Note: I wrote the following note over a year ago, but only recently decided to send it to my newsletter. I’m not sure why I sat on it so long. Your [respectful] thoughts are welcome on Twitter.
Empathy doesn’t always come easy, but it goes a very long way toward building trust with those around you. I’ve seen many well-intentioned people lose the trust of their peers because they fail to communicate with empathy. Perhaps they rush when replying to a message, or they fail to set aside frustration with a decision they believe should have gone a different way. In many cases this is a matter of differently weighed trade offs or a misunderstanding about who is empowered to make a decision. It turns out these things are sometimes unclear.
It’s important to take a step back in moments like these to get a broader view of the situation: try to understand the position the other person is in, their priorities, how they may be weighing trade offs differently from you, whether they have context you don’t, and who should make the decision. Afterward, think about how to move the conversation forward in a way that’s constructive in the short and long term. Be direct, but diplomatic and try to address their concerns directly.
I understand using light gray for the text color here is important to you because it matches our logo, but it’s really important that the contrast is high so people with colorblindness can read it.

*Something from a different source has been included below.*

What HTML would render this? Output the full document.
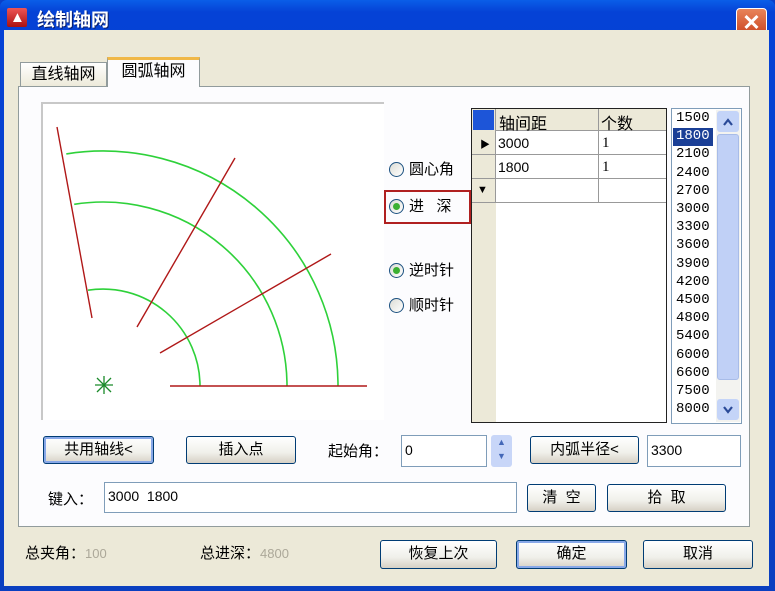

This example is intentionally low key — let’s set that aside. We start by showing empathy for our colleague’s point of view. We tell them we understand their concern and attempt to repeat it. This gives them a chance to correct us if there’s a misunderstanding on our part. We then share our proposed decision and the explicit trade offs we’ve made. In the first example above, we posited accessibility was more important than whether text color matches our logo color. Making implicit value judgements about trade offs explicit is key to building understanding.
If we don’t understand the concern then we ask clarifying questions.
I want to make sure I understand your concern. Are you worried about whether the text color matches the logo, or are you generally worried about brand guidelines? Is it something else?
Earlier I said to be “constructive in the short and long term” but what I really mean is if you treat people poorly then they will not want to work with you. If you do this repeatedly then you’ll have a bad reputation and, in turn, your effectiveness will go down over time as more teammates view working with you as a burden.
You might have been told to “disagree and commit” at some point in your career. Knowing when to fold ‘em, as they say (whoever “they” are), is an important tool in maintaining trust long term and maximizing your effectiveness at work. When deciding whether you should disagree and commit you should consider the long and short term ramifications of a decision and whether you’re the person empowered to make the decision. For instance, if the decision is regarding something like the naming of an internal API then arguing until you get your way is going to erode some amount of trust from your teammate(s). Over time situations like this will cause you to be seen as an inflexible person. On the other hand, advocating for something like maintaining or increasing user privacy is likely really important and is worth fighting for.
You might also be asked to consult on a decision. This might come in the form of a friend or colleague asking for advice, or some sort of group setting that’s more formal. It’s important to recognize your place in these situations. Are you being asked to give input or are you the decision maker? It’s important to set your expectations accordingly to avoid disappointment if the designated decision maker makes a decision in conflict with your advice. If you don’t understand the decision then ask what trade offs they made or what additional context and inputs they took into account. Remember that they may weigh trade offs differently from you and that’s okay.
If you’re a decision maker asking others for advice, then set their expectations early. Some people may need you to tell them their input is valuable and appreciated, but you are also taking many inputs into account in some broader scope. These people may also need to be told directly that you may make a decision counter to their recommendation if other inputs need to be weighed more heavily. This approach can help avoid needless escalation and conflict.
Resolving conflict is more difficult if there’s not a well-defined decision maker. For example, consider the case where you and a peer have conflicting viewpoints on a decision and you’re at a stalemate after going through the process. In cases like this it’s helpful to bring in a third party to mediate or break the tie. It might also be helpful to consider whether the decision is reversible. If it is, then it’s easier to disagree and commit to move forward. If it doesn’t work out the team can take its lumps and change course. Most decisions are reversible.
A final note: it’s sometimes quite hard to strike the right balance between directness and respectful tone in text. Try talking to your counterpart face to face or video chat if a conversation goes sideways via text chat. It may remind you both there’s a human on the other side of the discussion.
 It’s important to keep ethics in mind here. If you’re fighting to uphold some ethical boundary then it’s always worth continuing to advocate for your position.